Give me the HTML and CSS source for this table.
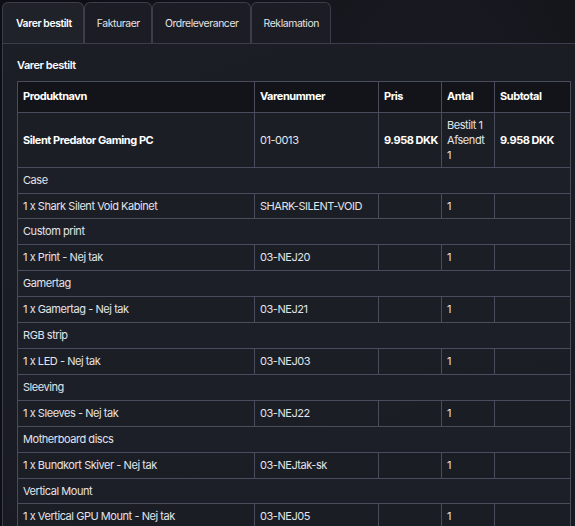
FILE: index.html
```html
<!DOCTYPE html>
<html lang="da">
<head>
<meta charset="utf-8">
<title>Varer bestilt</title>
<link rel="stylesheet" href="styles.css">
</head>
<body>
<div class="page">
  <nav class="tabs">
    <div class="tab active">Varer bestilt</div>
    <div class="tab">Fakturaer</div>
    <div class="tab">Ordreleverancer</div>
    <div class="tab">Reklamation</div>
  </nav>
  <section class="panel">
    <h2 class="caption">Varer bestilt</h2>
    <table class="orders">
      <colgroup>
        <col class="c1"><col class="c2"><col class="c3"><col class="c4"><col class="c5">
      </colgroup>
      <thead>
        <tr><th>Produktnavn</th><th>Varenummer</th><th>Pris</th><th>Antal</th><th>Subtotal</th></tr>
      </thead>
      <tbody>
        <tr class="main">
          <td class="b">Silent Predator Gaming PC</td><td>01-0013</td><td class="b">9.958 DKK</td><td>Bestilt 1<br>Afsendt<br>1</td><td class="b">9.958 DKK</td>
        </tr>
        <tr class="group"><td colspan="5">Case</td></tr>
        <tr><td>1 x Shark Silent Void Kabinet</td><td>SHARK-SILENT-VOID</td><td></td><td>1</td><td></td></tr>
        <tr class="group"><td colspan="5">Custom print</td></tr>
        <tr><td>1 x Print - Nej tak</td><td>03-NEJ20</td><td></td><td>1</td><td></td></tr>
        <tr class="group"><td colspan="5">Gamertag</td></tr>
        <tr><td>1 x Gamertag - Nej tak</td><td>03-NEJ21</td><td></td><td>1</td><td></td></tr>
        <tr class="group"><td colspan="5">RGB strip</td></tr>
        <tr><td>1 x LED - Nej tak</td><td>03-NEJ03</td><td></td><td>1</td><td></td></tr>
        <tr class="group"><td colspan="5">Sleeving</td></tr>
        <tr><td>1 x Sleeves - Nej tak</td><td>03-NEJ22</td><td></td><td>1</td><td></td></tr>
        <tr class="group"><td colspan="5">Motherboard discs</td></tr>
        <tr><td>1 x Bundkort Skiver - Nej tak</td><td>03-NEJtak-sk</td><td></td><td>1</td><td></td></tr>
        <tr class="group"><td colspan="5">Vertical Mount</td></tr>
        <tr><td>1 x Vertical GPU Mount - Nej tak</td><td>03-NEJ05</td><td></td><td>1</td><td></td></tr>
      </tbody>
    </table>
  </section>
</div>
</body>
</html>
```

FILE: styles.css
```css
html, body {
  margin: 0;
  padding: 0;
  height: 100%;
  overflow: hidden;
}
body {
  background: radial-gradient(ellipse at 75% 15%, #1a1b22 0%, #0e0f14 60%), #0e0f14;
  font-family: Inter, "Noto Sans", sans-serif;
  font-size: 11px;
  letter-spacing: -0.45px;
  color: #eceef2;
}
.page {
  padding: 2px 0 0 2px;
}
.tabs {
  display: flex;
  height: 41px;
  border-bottom: 1px solid #3b3d4a;
}
.tab {
  display: flex;
  align-items: center;
  padding: 0 11px 0 12px;
  background: #1b1c24;
  border: 1px solid #3b3d4a;
  border-bottom: none;
  border-radius: 6px 6px 0 0;
  font-size: 10.4px;
  letter-spacing: -0.4px;
  color: #e2e4e9;
}
.tab.active {
  font-weight: 600;
  background: #20222a;
  color: #ffffff;
  padding: 0 11px 0 13px;
}
.panel {
  border-left: 1px solid #3b3d4a;
  background: linear-gradient(160deg, #1c1e26 0%, #1a1c24 50%, #17181f 100%);
  padding: 14px 0 0 14px;
  width: 600px;
  min-height: 500px;
}
.caption {
  margin: 0 0 8px 0;
  font-size: 11px;
  font-weight: 600;
  line-height: 15px;
  color: #ffffff;
}
.orders {
  border-collapse: collapse;
  table-layout: fixed;
  width: 553px;
}
.c1 { width: 237px; }
.c2 { width: 124px; }
.c3 { width: 63px; }
.c4 { width: 53px; }
.c5 { width: 76px; }
.orders th, .orders td {
  border: 1px solid #494c5b;
  padding: 5px;
  line-height: 14.9px;
  text-align: left;
  vertical-align: middle;
  font-size: 11px;
}
.orders th {
  background: #131419;
  font-weight: 700;
  color: #ffffff;
  padding-top: 7px;
  padding-bottom: 8px;
}
.orders td {
  background: rgba(28, 30, 38, 0.85);
  color: #e2e4e9;
}
.orders td.b {
  font-weight: 700;
  color: #ffffff;
  white-space: nowrap;
}
.orders tr.main td {
  padding-top: 5px;
  padding-bottom: 4px;
}
.orders tr.group td {
  background: rgba(30, 32, 41, 0.9);
}
```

-- -- --

> To do: Repeat the lines above exactly, and keep every picture out.

> Task response:
Give me the HTML and CSS source for this table.
FILE: index.html
```html
<!DOCTYPE html>
<html lang="da">
<head>
<meta charset="utf-8">
<title>Varer bestilt</title>
<link rel="stylesheet" href="styles.css">
</head>
<body>
<div class="page">
  <nav class="tabs">
    <div class="tab active">Varer bestilt</div>
    <div class="tab">Fakturaer</div>
    <div class="tab">Ordreleverancer</div>
    <div class="tab">Reklamation</div>
  </nav>
  <section class="panel">
    <h2 class="caption">Varer bestilt</h2>
    <table class="orders">
      <colgroup>
        <col class="c1"><col class="c2"><col class="c3"><col class="c4"><col class="c5">
      </colgroup>
      <thead>
        <tr><th>Produktnavn</th><th>Varenummer</th><th>Pris</th><th>Antal</th><th>Subtotal</th></tr>
      </thead>
      <tbody>
        <tr class="main">
          <td class="b">Silent Predator Gaming PC</td><td>01-0013</td><td class="b">9.958 DKK</td><td>Bestilt 1<br>Afsendt<br>1</td><td class="b">9.958 DKK</td>
        </tr>
        <tr class="group"><td colspan="5">Case</td></tr>
        <tr><td>1 x Shark Silent Void Kabinet</td><td>SHARK-SILENT-VOID</td><td></td><td>1</td><td></td></tr>
        <tr class="group"><td colspan="5">Custom print</td></tr>
        <tr><td>1 x Print - Nej tak</td><td>03-NEJ20</td><td></td><td>1</td><td></td></tr>
        <tr class="group"><td colspan="5">Gamertag</td></tr>
        <tr><td>1 x Gamertag - Nej tak</td><td>03-NEJ21</td><td></td><td>1</td><td></td></tr>
        <tr class="group"><td colspan="5">RGB strip</td></tr>
        <tr><td>1 x LED - Nej tak</td><td>03-NEJ03</td><td></td><td>1</td><td></td></tr>
        <tr class="group"><td colspan="5">Sleeving</td></tr>
        <tr><td>1 x Sleeves - Nej tak</td><td>03-NEJ22</td><td></td><td>1</td><td></td></tr>
        <tr class="group"><td colspan="5">Motherboard discs</td></tr>
        <tr><td>1 x Bundkort Skiver - Nej tak</td><td>03-NEJtak-sk</td><td></td><td>1</td><td></td></tr>
        <tr class="group"><td colspan="5">Vertical Mount</td></tr>
        <tr><td>1 x Vertical GPU Mount - Nej tak</td><td>03-NEJ05</td><td></td><td>1</td><td></td></tr>
      </tbody>
    </table>
  </section>
</div>
</body>
</html>
```

FILE: styles.css
```css
html, body {
  margin: 0;
  padding: 0;
  height: 100%;
  overflow: hidden;
}
body {
  background: radial-gradient(ellipse at 75% 15%, #1a1b22 0%, #0e0f14 60%), #0e0f14;
  font-family: Inter, "Noto Sans", sans-serif;
  font-size: 11px;
  letter-spacing: -0.45px;
  color: #eceef2;
}
.page {
  padding: 2px 0 0 2px;
}
.tabs {
  display: flex;
  height: 41px;
  border-bottom: 1px solid #3b3d4a;
}
.tab {
  display: flex;
  align-items: center;
  padding: 0 11px 0 12px;
  background: #1b1c24;
  border: 1px solid #3b3d4a;
  border-bottom: none;
  border-radius: 6px 6px 0 0;
  font-size: 10.4px;
  letter-spacing: -0.4px;
  color: #e2e4e9;
}
.tab.active {
  font-weight: 600;
  background: #20222a;
  color: #ffffff;
  padding: 0 11px 0 13px;
}
.panel {
  border-left: 1px solid #3b3d4a;
  background: linear-gradient(160deg, #1c1e26 0%, #1a1c24 50%, #17181f 100%);
  padding: 14px 0 0 14px;
  width: 600px;
  min-height: 500px;
}
.caption {
  margin: 0 0 8px 0;
  font-size: 11px;
  font-weight: 600;
  line-height: 15px;
  color: #ffffff;
}
.orders {
  border-collapse: collapse;
  table-layout: fixed;
  width: 553px;
}
.c1 { width: 237px; }
.c2 { width: 124px; }
.c3 { width: 63px; }
.c4 { width: 53px; }
.c5 { width: 76px; }
.orders th, .orders td {
  border: 1px solid #494c5b;
  padding: 5px;
  line-height: 14.9px;
  text-align: left;
  vertical-align: middle;
  font-size: 11px;
}
.orders th {
  background: #131419;
  font-weight: 700;
  color: #ffffff;
  padding-top: 7px;
  padding-bottom: 8px;
}
.orders td {
  background: rgba(28, 30, 38, 0.85);
  color: #e2e4e9;
}
.orders td.b {
  font-weight: 700;
  color: #ffffff;
  white-space: nowrap;
}
.orders tr.main td {
  padding-top: 5px;
  padding-bottom: 4px;
}
.orders tr.group td {
  background: rgba(30, 32, 41, 0.9);
}
```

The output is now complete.